Wire To Wire Wealth’s Matt Franklin walked by and said hello. I decided to take a different route through the barn area and walked along the backside where a gorgeous brindle colored dog came barking at me. I’m very grateful that the dog’s leash kept him from reaching me.

Devon Tharps yelled over at me so I went over to chat with him for a second. I got confused though as he was wearing a helmet with the name of Randy Tharps, one of Devon’s older brothers. Devon saw the look of confusion in my eyes and he assured me he was Devon and not Randy.

Trainer Paul Kelley called me over and said he thought he’d see me at dinner last night as I was invited to join him. I had made the decision to stay home on Sunday and regenerate for the second week so I declined the invite. Paul and I talked a few minutes, joined briefly by Ray Schnittker. Paul was directly across from where Bulldog Hanover is stabled in the Dewayne Minor barn so it was an easy walk there.

So I headed over to see Bulldog Hanover, who was a monster yet again in his win Saturday in Dayton. Trainer Jack Darling, who also co-owns the world champion with Brad Grant, had just come off the track after jogging Bulldog, so as he saw me walking up to the barn he came and greeted me. I’ve known Jack for more than 40 years so I couldn’t be happier for him as he is really enjoying the ride Bulldog is taking him on.

Johnny, who is Darling’s assistant who has been traveling with Bulldog Hanover, told me it was after 3 a.m. when they finally arrived back at The Red Mile after the Dayton race. The race itself went off near midnight, and Johnny said after the first post-race blood test was taken immediately after the race, they had to wait 90 minutes for a second test to be taken. He said it was 1:20 a.m. when that test was taken, and he and Bulldog then left immediately south down I-75 to Lexington. I told Johnny he made great time getting back and he noted that there was no traffic at that time of day.

It was then time to head out and as I began my walk back trainer Tony Alagna came by me, followed by several other members of the Alagna barn right behind. Dave Menary was tending to a horse outside his barn and he waved hello.

Veterinarian Dr. Karl Nagle drove past so he stopped, asking me how my young cat was as I had spoken to Karl about Willow last week. I told him she’s still not feeling great and he wished me and Willow well. Trackman Greg then drove by and said hello, and then I finally made my way to the parking lot.

There is no rain forecast for the entire week, and while we need the rain here in the Bluegrass, at this point let’s hold off until next week.

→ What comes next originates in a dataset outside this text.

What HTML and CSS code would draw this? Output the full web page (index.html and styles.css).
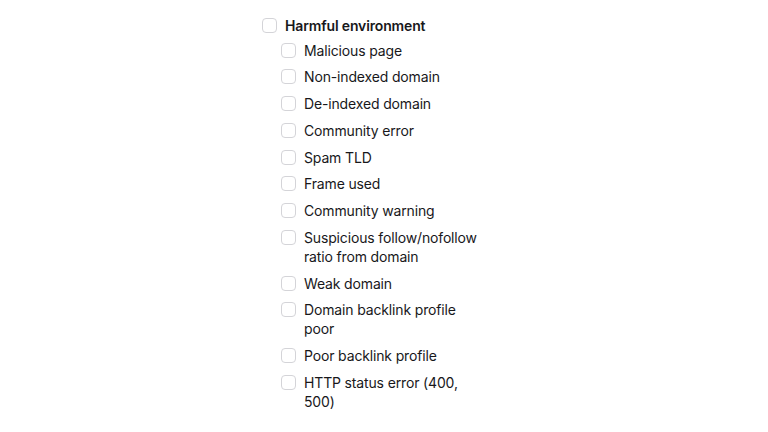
FILE: index.html
```html
<!DOCTYPE html>
<html>
	<head>
		<meta charset="utf-8">
		<title>Filters</title>
		<link rel="stylesheet" href="styles.css">
	</head>
	<body>
		<section class="group">
			<label class="row parent">
				<span class="box"></span>
				<span class="text">Harmful environment</span>
			</label>
			<div class="children">
				<label class="row"><span class="box"></span><span class="text">Malicious page</span></label>
				<label class="row"><span class="box"></span><span class="text">Non-indexed domain</span></label>
				<label class="row"><span class="box"></span><span class="text">De-indexed domain</span></label>
				<label class="row"><span class="box"></span><span class="text">Community error</span></label>
				<label class="row"><span class="box"></span><span class="text">Spam TLD</span></label>
				<label class="row"><span class="box"></span><span class="text">Frame used</span></label>
				<label class="row"><span class="box"></span><span class="text">Community warning</span></label>
				<label class="row"><span class="box"></span><span class="text">Suspicious follow/nofollow ratio from domain</span></label>
				<label class="row"><span class="box"></span><span class="text">Weak domain</span></label>
				<label class="row"><span class="box"></span><span class="text">Domain backlink profile poor</span></label>
				<label class="row"><span class="box"></span><span class="text">Poor backlink profile</span></label>
				<label class="row"><span class="box"></span><span class="text">HTTP status error (400, 500)</span></label>
			</div>
		</section>
	</body>
</html>
```
FILE: styles.css
```css
html {
	height: 100%;
}
body {
	background: #fff;
	color: #18181b;
	font-family: Inter, "Noto Sans", sans-serif;
	font-size: 14px;
	letter-spacing: -0.15px;
	line-height: 19.2px;
	margin: 0;
	padding: 15.5px 0 0 262px;
}
.group {
	display: flex;
	flex-direction: column;
	width: 220px;
}
.row {
	align-items: flex-start;
	display: flex;
	gap: 8px;
}
.parent .text {
	font-weight: 600;
}
.children {
	display: flex;
	flex-direction: column;
	gap: 7.5px;
	margin-top: 6px;
	padding-left: 19px;
}
.children .text {
	max-width: 176px;
}
.box {
	background: #fff;
	border: 1px solid #d4d4d8;
	border-radius: 4px;
	box-sizing: border-box;
	flex-shrink: 0;
	height: 15px;
	margin-top: 2px;
	width: 15px;
}
```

Remember that the Lexington Selected Yearling Sale at Fasig-Tipton gets underway tonight at 7 p.m. I’m looking forward to it, especially with Hunterton Farm selling 22 yearlings tonight. As always, one of my first stops will be to see Hunterton’s Steve and Cindy Stewart and wish them well. They are easy to find as they have two chairs set up in prime position in the back ring.

The sale then shifts to afternoon sessions on Tuesday, Wednesday and Thursday before returning to nighttime on Friday, following the race card. The mixed sale on Saturday is also at night after the race card. Don’t forget that prior to Tuesday afternoon’s session at 1 p.m. is the Breeders Crown Charity Challenge “Cocktails For A Cause.”

And as usual, nothing has changed at the pump as gas prices near the track remain in the $3.44-3.49 range, with lower prices into the $3.20s a bit away from The Red Mile.